Crowd taking photos of the Mona Lisa in a museum

Teddy_MixMedia_204x140cm_2016

During my residency in Paris, amidst the city's inexhaustible cultural offerings, I visited the Louvre—a place I had long regarded as the pinnacle of artistic heritage. At that time, the museum was hosting Year One – Paradise on Earth, an exhibition by Italian artist Michelangelo Pistoletto, whose Third Paradise project optimistically envisioned the integration of humanity with nature and technology. While this utopian vision was intriguing, what fascinated me most was not the content of the exhibition itself but rather the spectacle of the Louvre as an institution and the way the global art system operates under the guise of universal inclusivity.

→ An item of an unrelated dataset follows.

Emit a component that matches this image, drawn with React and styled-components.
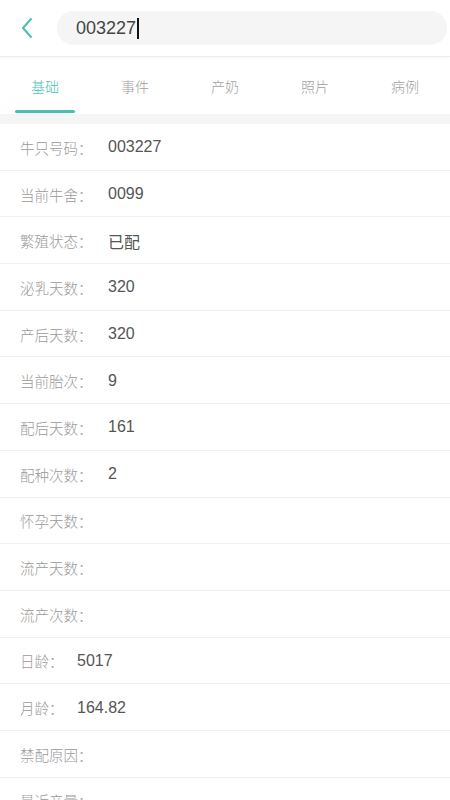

The Louvre, as one of the key sites of artistic power, shapes cultural narratives that define what is considered legitimate art. Although Pistoletto’s work formally spoke of harmony between humanity, nature, and technology, I couldn’t help but notice how this idealism was part of a larger system of artistic representation where the rules of the game were predetermined. Enormous queues, the ceaseless flow of visitors, the murmur of tour guides, and the omnipresent cameras created an atmosphere that felt more like an entertainment event than an encounter with art. The Louvre had transformed into a hyperreal space where the act of viewing became inseparable from the act of documenting—selfies in front of the Mona Lisa, fleeting glances, performative presence. In this environment, I encountered Pistoletto’s mirrored works, which allowed visitors to see their own reflections within the artwork. What was intended as an interactive installation was immediately absorbed into the endless cycle of digital self-representation, as visitors instinctively used the mirrors to capture themselves within the spectacle of the Louvre. I, too, participated in this ritual, creating a series of selfies that would later serve as the basis for Teddy.

This experience reminded me of Guy Debord and his critique of the society of the spectacle, prompting me to revisit the ideas of the Situationist International—one of the first structured critiques of imperialist art in the second half of the 20th century. Their method of détournement, radical artistic recontextualization, became central to my approach. Instead of merely referencing this theoretical platform, I wanted to enact its logic within my work—to manipulate the very tools of spectacle and consumerism that define contemporary cultural experience.

Teddy emerged as a détournement of my own presence in the Louvre. One of the selfie portraits, taken in the reflection of Pistoletto’s mirrors, was transformed into a digital print on canvas. However, the image did not remain intact—it was subjected to intervention, to disruption. I obscured the face with a cloud of pink mist using spray paint, forming the silhouette of a bear. This seemingly playful gesture—referencing carnival, disguise, and performative anonymity—serves as a critical commentary on both the act of self-representation and the function of the museum as a space of control and entertainment. The rough, street-inspired intervention stands in stark contrast to the institutional aesthetics of the museum. In this way, Teddy became something between documentation, reproduction, and subversion.

What also interested me was how an artist from the periphery, like myself, negotiates their position within such a system. Coming from the context of Serbia, a country in transition between socialist heritage and neoliberal capitalism, my artistic development has been in constant dialogue with the models dictated by global centers. In Belgrade, in spaces like BIGZ, art had a spontaneous and raw energy, far from spectacle and museum sterility. But the moment an artist attempts to cross the threshold of international visibility, they encounter a system where norms are already established, and where peripheral art is often exoticized or instrumentalized according to the needs of the center.

The bear, as an animated presence, becomes a paradoxical figure: both performer and observer, attraction and intruder. Drawing from animism, it symbolizes a state of awakening—a being caught between predator and prey, between spectacle and critique. In this sense, Teddy encapsulates the contradictions of the global art world itself. It reflects the entanglement of consumption and creation, between cultural participation and passive audience. This work not only critiques these conditions but absorbs them, using their mechanisms to expose them.

Reflecting again on Duchamp’s L.H.O.O.Q., I realized that Teddy is not a direct act of desecration but rather a playful yet urgent gesture—one that questions the conditions under which we experience art today. The bear’s bewildered expression, its quiet presence amidst the spectacle, mirrors the unresolved tensions of contemporary artistic production. It stands on the threshold between submission and agency, entertainment and subversion, quietly echoing Duchamp’s words: The artist must go underground.

This gesture not only problematizes the role of art in neoliberal capitalism but also raises broader questions about the colonial relationships between global centers and their peripheries. How can artists from countries like Serbia operate within a system that simultaneously includes and marginalizes them? How can subversion be enacted in a world where every critique is easily assimilated into its own aestheticized commodity form? Teddy does not offer direct answers, but it poses essential questions about the position of art in a world where the boundaries between freedom and manipulation are increasingly fluid.